Copy the records below exactly, omitting any pictures they contain.

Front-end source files
--

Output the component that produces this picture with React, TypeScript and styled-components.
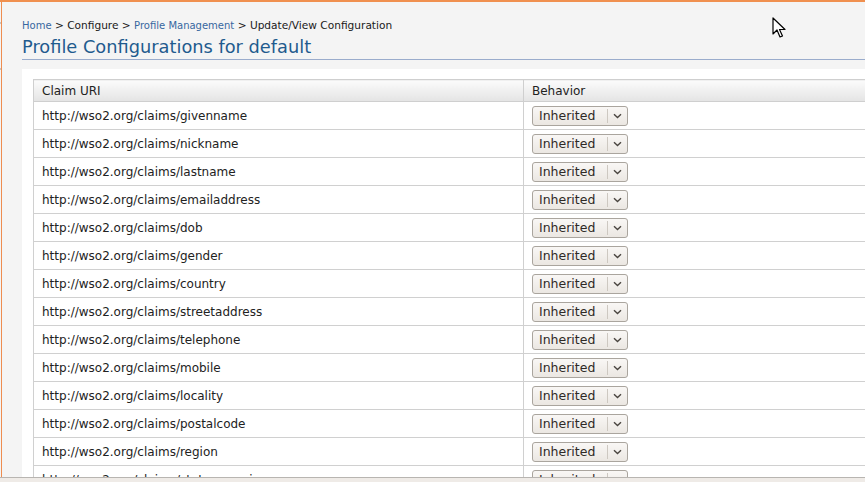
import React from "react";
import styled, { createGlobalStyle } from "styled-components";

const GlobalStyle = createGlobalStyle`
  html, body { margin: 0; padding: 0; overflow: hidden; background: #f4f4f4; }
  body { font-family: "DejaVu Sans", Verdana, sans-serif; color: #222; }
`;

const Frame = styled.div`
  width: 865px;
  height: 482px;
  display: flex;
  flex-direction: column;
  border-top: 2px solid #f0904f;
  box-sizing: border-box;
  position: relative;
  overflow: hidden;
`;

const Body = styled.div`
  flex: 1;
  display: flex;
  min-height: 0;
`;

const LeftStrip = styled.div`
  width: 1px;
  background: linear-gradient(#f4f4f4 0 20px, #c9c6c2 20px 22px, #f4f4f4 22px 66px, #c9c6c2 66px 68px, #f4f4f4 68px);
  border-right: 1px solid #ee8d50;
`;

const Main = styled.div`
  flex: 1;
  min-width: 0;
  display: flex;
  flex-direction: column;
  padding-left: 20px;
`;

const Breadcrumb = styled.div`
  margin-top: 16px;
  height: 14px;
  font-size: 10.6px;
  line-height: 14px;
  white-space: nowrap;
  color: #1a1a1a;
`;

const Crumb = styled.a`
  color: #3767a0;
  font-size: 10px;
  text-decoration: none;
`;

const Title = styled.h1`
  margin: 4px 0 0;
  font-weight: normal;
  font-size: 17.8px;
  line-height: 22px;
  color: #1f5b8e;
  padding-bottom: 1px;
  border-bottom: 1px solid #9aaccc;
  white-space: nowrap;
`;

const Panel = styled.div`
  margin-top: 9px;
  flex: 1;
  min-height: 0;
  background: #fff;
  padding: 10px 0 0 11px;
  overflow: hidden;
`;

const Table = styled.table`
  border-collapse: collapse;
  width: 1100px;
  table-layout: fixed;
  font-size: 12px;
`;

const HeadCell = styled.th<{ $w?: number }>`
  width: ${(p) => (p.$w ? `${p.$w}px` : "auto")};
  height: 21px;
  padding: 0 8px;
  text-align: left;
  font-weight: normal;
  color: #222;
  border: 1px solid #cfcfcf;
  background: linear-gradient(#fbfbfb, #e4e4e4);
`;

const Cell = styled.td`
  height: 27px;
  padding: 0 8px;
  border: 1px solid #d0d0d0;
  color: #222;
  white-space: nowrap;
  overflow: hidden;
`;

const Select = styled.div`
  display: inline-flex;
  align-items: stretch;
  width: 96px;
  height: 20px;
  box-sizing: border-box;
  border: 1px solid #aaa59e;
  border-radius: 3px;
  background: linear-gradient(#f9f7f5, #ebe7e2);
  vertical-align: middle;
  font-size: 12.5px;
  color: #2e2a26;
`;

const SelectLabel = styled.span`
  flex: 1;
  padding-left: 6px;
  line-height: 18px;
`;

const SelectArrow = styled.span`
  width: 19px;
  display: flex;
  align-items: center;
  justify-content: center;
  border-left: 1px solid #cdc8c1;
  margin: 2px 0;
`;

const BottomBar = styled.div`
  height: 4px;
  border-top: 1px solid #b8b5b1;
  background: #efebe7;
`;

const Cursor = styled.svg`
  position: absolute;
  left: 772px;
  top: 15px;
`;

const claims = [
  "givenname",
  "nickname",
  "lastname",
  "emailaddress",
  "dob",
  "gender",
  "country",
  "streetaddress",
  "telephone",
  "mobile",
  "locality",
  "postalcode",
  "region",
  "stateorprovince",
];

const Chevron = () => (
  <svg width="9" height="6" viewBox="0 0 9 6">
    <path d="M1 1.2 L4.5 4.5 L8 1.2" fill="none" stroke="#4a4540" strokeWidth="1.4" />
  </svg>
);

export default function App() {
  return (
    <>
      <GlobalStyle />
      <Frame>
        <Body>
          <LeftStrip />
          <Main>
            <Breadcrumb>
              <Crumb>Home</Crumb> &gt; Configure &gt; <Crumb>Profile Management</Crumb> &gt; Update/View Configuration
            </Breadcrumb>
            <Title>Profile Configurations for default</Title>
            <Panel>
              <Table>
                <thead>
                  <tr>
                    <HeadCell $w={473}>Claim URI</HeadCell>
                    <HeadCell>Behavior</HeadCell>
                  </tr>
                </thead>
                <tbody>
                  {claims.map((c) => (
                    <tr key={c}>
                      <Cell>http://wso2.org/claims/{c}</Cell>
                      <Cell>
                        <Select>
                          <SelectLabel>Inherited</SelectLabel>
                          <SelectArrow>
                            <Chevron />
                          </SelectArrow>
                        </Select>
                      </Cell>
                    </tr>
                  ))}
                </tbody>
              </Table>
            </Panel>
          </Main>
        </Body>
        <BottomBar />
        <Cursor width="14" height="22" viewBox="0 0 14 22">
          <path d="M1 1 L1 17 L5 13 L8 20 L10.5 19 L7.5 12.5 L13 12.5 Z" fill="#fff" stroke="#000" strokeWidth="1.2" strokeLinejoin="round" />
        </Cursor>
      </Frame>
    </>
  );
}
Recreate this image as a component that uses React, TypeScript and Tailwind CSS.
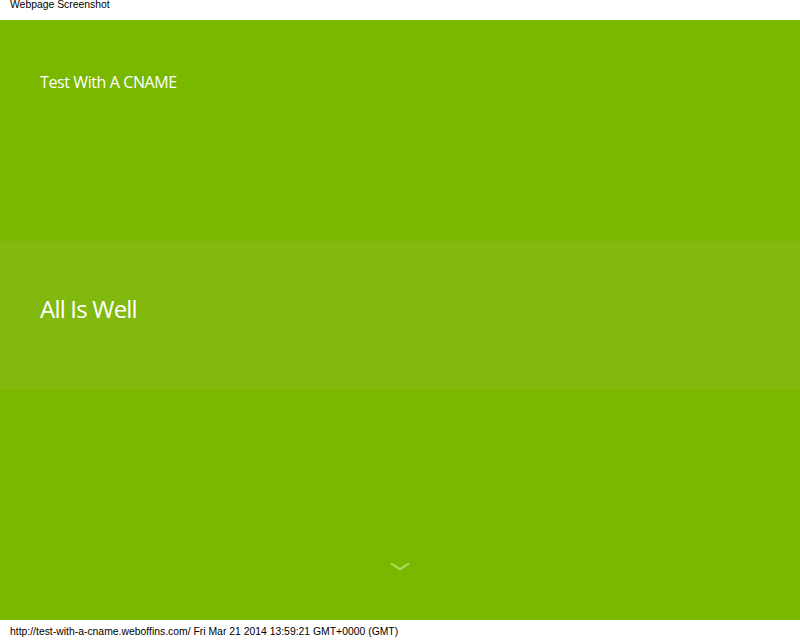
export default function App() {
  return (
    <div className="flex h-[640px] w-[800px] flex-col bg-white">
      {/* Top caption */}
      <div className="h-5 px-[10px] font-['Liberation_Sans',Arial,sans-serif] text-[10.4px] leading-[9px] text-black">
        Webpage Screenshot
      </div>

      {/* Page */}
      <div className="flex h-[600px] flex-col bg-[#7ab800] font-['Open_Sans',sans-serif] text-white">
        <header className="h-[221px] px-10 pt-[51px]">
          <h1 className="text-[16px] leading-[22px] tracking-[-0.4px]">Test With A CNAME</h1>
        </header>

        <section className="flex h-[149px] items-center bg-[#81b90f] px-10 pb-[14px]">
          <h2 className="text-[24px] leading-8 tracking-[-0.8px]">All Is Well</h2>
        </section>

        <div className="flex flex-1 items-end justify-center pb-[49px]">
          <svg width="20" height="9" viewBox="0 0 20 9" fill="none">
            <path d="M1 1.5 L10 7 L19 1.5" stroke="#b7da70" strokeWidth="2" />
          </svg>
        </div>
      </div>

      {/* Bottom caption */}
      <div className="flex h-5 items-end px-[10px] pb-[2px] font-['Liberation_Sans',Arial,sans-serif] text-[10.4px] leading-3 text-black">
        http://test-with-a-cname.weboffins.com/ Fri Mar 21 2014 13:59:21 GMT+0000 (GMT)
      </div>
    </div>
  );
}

--

§ **RESPONSE TO THE TASK**:
Output the component that produces this picture with React, TypeScript and styled-components.
import React from "react";
import styled, { createGlobalStyle } from "styled-components";

const GlobalStyle = createGlobalStyle`
  html, body { margin: 0; padding: 0; overflow: hidden; background: #f4f4f4; }
  body { font-family: "DejaVu Sans", Verdana, sans-serif; color: #222; }
`;

const Frame = styled.div`
  width: 865px;
  height: 482px;
  display: flex;
  flex-direction: column;
  border-top: 2px solid #f0904f;
  box-sizing: border-box;
  position: relative;
  overflow: hidden;
`;

const Body = styled.div`
  flex: 1;
  display: flex;
  min-height: 0;
`;

const LeftStrip = styled.div`
  width: 1px;
  background: linear-gradient(#f4f4f4 0 20px, #c9c6c2 20px 22px, #f4f4f4 22px 66px, #c9c6c2 66px 68px, #f4f4f4 68px);
  border-right: 1px solid #ee8d50;
`;

const Main = styled.div`
  flex: 1;
  min-width: 0;
  display: flex;
  flex-direction: column;
  padding-left: 20px;
`;

const Breadcrumb = styled.div`
  margin-top: 16px;
  height: 14px;
  font-size: 10.6px;
  line-height: 14px;
  white-space: nowrap;
  color: #1a1a1a;
`;

const Crumb = styled.a`
  color: #3767a0;
  font-size: 10px;
  text-decoration: none;
`;

const Title = styled.h1`
  margin: 4px 0 0;
  font-weight: normal;
  font-size: 17.8px;
  line-height: 22px;
  color: #1f5b8e;
  padding-bottom: 1px;
  border-bottom: 1px solid #9aaccc;
  white-space: nowrap;
`;

const Panel = styled.div`
  margin-top: 9px;
  flex: 1;
  min-height: 0;
  background: #fff;
  padding: 10px 0 0 11px;
  overflow: hidden;
`;

const Table = styled.table`
  border-collapse: collapse;
  width: 1100px;
  table-layout: fixed;
  font-size: 12px;
`;

const HeadCell = styled.th<{ $w?: number }>`
  width: ${(p) => (p.$w ? `${p.$w}px` : "auto")};
  height: 21px;
  padding: 0 8px;
  text-align: left;
  font-weight: normal;
  color: #222;
  border: 1px solid #cfcfcf;
  background: linear-gradient(#fbfbfb, #e4e4e4);
`;

const Cell = styled.td`
  height: 27px;
  padding: 0 8px;
  border: 1px solid #d0d0d0;
  color: #222;
  white-space: nowrap;
  overflow: hidden;
`;

const Select = styled.div`
  display: inline-flex;
  align-items: stretch;
  width: 96px;
  height: 20px;
  box-sizing: border-box;
  border: 1px solid #aaa59e;
  border-radius: 3px;
  background: linear-gradient(#f9f7f5, #ebe7e2);
  vertical-align: middle;
  font-size: 12.5px;
  color: #2e2a26;
`;

const SelectLabel = styled.span`
  flex: 1;
  padding-left: 6px;
  line-height: 18px;
`;

const SelectArrow = styled.span`
  width: 19px;
  display: flex;
  align-items: center;
  justify-content: center;
  border-left: 1px solid #cdc8c1;
  margin: 2px 0;
`;

const BottomBar = styled.div`
  height: 4px;
  border-top: 1px solid #b8b5b1;
  background: #efebe7;
`;

const Cursor = styled.svg`
  position: absolute;
  left: 772px;
  top: 15px;
`;

const claims = [
  "givenname",
  "nickname",
  "lastname",
  "emailaddress",
  "dob",
  "gender",
  "country",
  "streetaddress",
  "telephone",
  "mobile",
  "locality",
  "postalcode",
  "region",
  "stateorprovince",
];

const Chevron = () => (
  <svg width="9" height="6" viewBox="0 0 9 6">
    <path d="M1 1.2 L4.5 4.5 L8 1.2" fill="none" stroke="#4a4540" strokeWidth="1.4" />
  </svg>
);

export default function App() {
  return (
    <>
      <GlobalStyle />
      <Frame>
        <Body>
          <LeftStrip />
          <Main>
            <Breadcrumb>
              <Crumb>Home</Crumb> &gt; Configure &gt; <Crumb>Profile Management</Crumb> &gt; Update/View Configuration
            </Breadcrumb>
            <Title>Profile Configurations for default</Title>
            <Panel>
              <Table>
                <thead>
                  <tr>
                    <HeadCell $w={473}>Claim URI</HeadCell>
                    <HeadCell>Behavior</HeadCell>
                  </tr>
                </thead>
                <tbody>
                  {claims.map((c) => (
                    <tr key={c}>
                      <Cell>http://wso2.org/claims/{c}</Cell>
                      <Cell>
                        <Select>
                          <SelectLabel>Inherited</SelectLabel>
                          <SelectArrow>
                            <Chevron />
                          </SelectArrow>
                        </Select>
                      </Cell>
                    </tr>
                  ))}
                </tbody>
              </Table>
            </Panel>
          </Main>
        </Body>
        <BottomBar />
        <Cursor width="14" height="22" viewBox="0 0 14 22">
          <path d="M1 1 L1 17 L5 13 L8 20 L10.5 19 L7.5 12.5 L13 12.5 Z" fill="#fff" stroke="#000" strokeWidth="1.2" strokeLinejoin="round" />
        </Cursor>
      </Frame>
    </>
  );
}
Recreate this image as a component that uses React, TypeScript and Tailwind CSS.
export default function App() {
  return (
    <div className="flex h-[640px] w-[800px] flex-col bg-white">
      {/* Top caption */}
      <div className="h-5 px-[10px] font-['Liberation_Sans',Arial,sans-serif] text-[10.4px] leading-[9px] text-black">
        Webpage Screenshot
      </div>

      {/* Page */}
      <div className="flex h-[600px] flex-col bg-[#7ab800] font-['Open_Sans',sans-serif] text-white">
        <header className="h-[221px] px-10 pt-[51px]">
          <h1 className="text-[16px] leading-[22px] tracking-[-0.4px]">Test With A CNAME</h1>
        </header>

        <section className="flex h-[149px] items-center bg-[#81b90f] px-10 pb-[14px]">
          <h2 className="text-[24px] leading-8 tracking-[-0.8px]">All Is Well</h2>
        </section>

        <div className="flex flex-1 items-end justify-center pb-[49px]">
          <svg width="20" height="9" viewBox="0 0 20 9" fill="none">
            <path d="M1 1.5 L10 7 L19 1.5" stroke="#b7da70" strokeWidth="2" />
          </svg>
        </div>
      </div>

      {/* Bottom caption */}
      <div className="flex h-5 items-end px-[10px] pb-[2px] font-['Liberation_Sans',Arial,sans-serif] text-[10.4px] leading-3 text-black">
        http://test-with-a-cname.weboffins.com/ Fri Mar 21 2014 13:59:21 GMT+0000 (GMT)
      </div>
    </div>
  );
}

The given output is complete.